From: <aa640@...> (Neil Edward Parks)
Date: Wed, 27 Apr 1994 07:47:14 -0400
Subject: Re: Primers on Judaism

 >>         [Maidi Katz]
 >>Can anyone recommend a general book on "Judaism"/Jewish Law for a
 >>highly intelligent, very well secularly educated person with very
 >>little formal or informal Jewish education (i.e. only Sunday
 >>Hebrew school kind of thing.)  Nothing "Art Scroll like", nothing
 >>right wing and nothing too touchy-feely please.  Thanks.

I think you'll enjoy "Understanding Judaism:  The Basics of Deed
and Creed", by Rabbi Benjamin Blech.


From: <turkel@...> (Eli Turkel)
Date: Thu, 28 Apr 94 12:15:20 +0300
Subject: Traffic Laws

     Eric Safern objects to some traffic and health regulations on the
grounds that they are sometimes used for revenue rather than for "social
benefit". While I agree with his observation nevertheless laws for
revenue are clearly within the venue of Dina Demalchuta. The Gemara
already mentions the difference between a "legitimate" tax revenue
measure and extortion. If a town council passes a law setting up a
"speed trap" I know of no way to determine if this is a legitmate source
of revenue or not.  I do however assume that any government does have a
right to set up a system of fines and that this is binding according to
Halacha even though the details of the fine system don't agree with
standard halacha (e.g. accident/purpose as mentioned by Safern).

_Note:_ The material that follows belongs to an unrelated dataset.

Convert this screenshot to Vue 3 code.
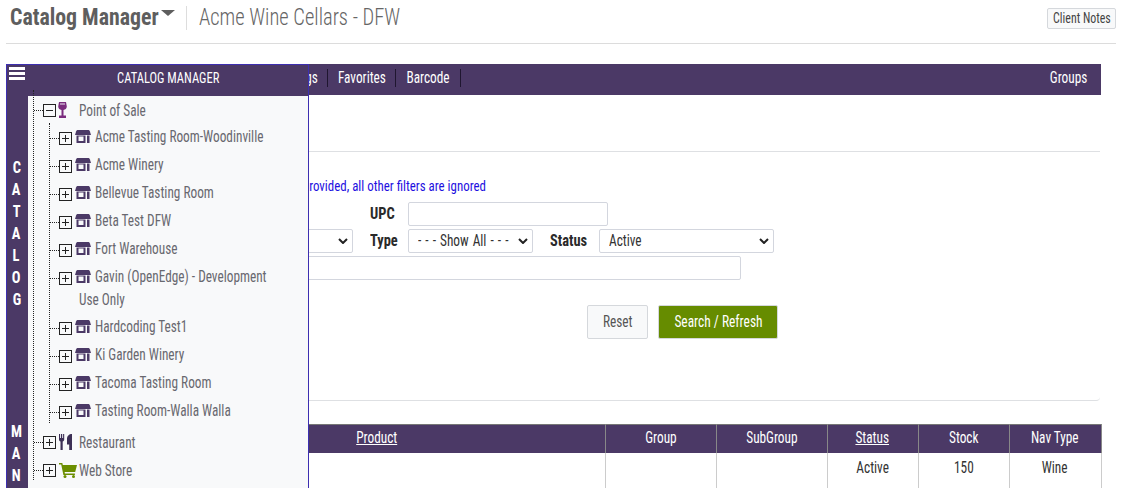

      However, my main point was a question whether one is required by
Halachah to observe "legitimate" traffic laws. i.e. if an interstate has
a speed limit of 55 MPH can I decide that it is safe to drive faster and
can ignore (according to halachah) the speed limit. Similarly for other
regulations for the good of society and the environment.

p.s. There is a major discussion if Dina Demalchuta operates on a
biblical or rabbinic level. Hence the level of ones "sin" is debateable.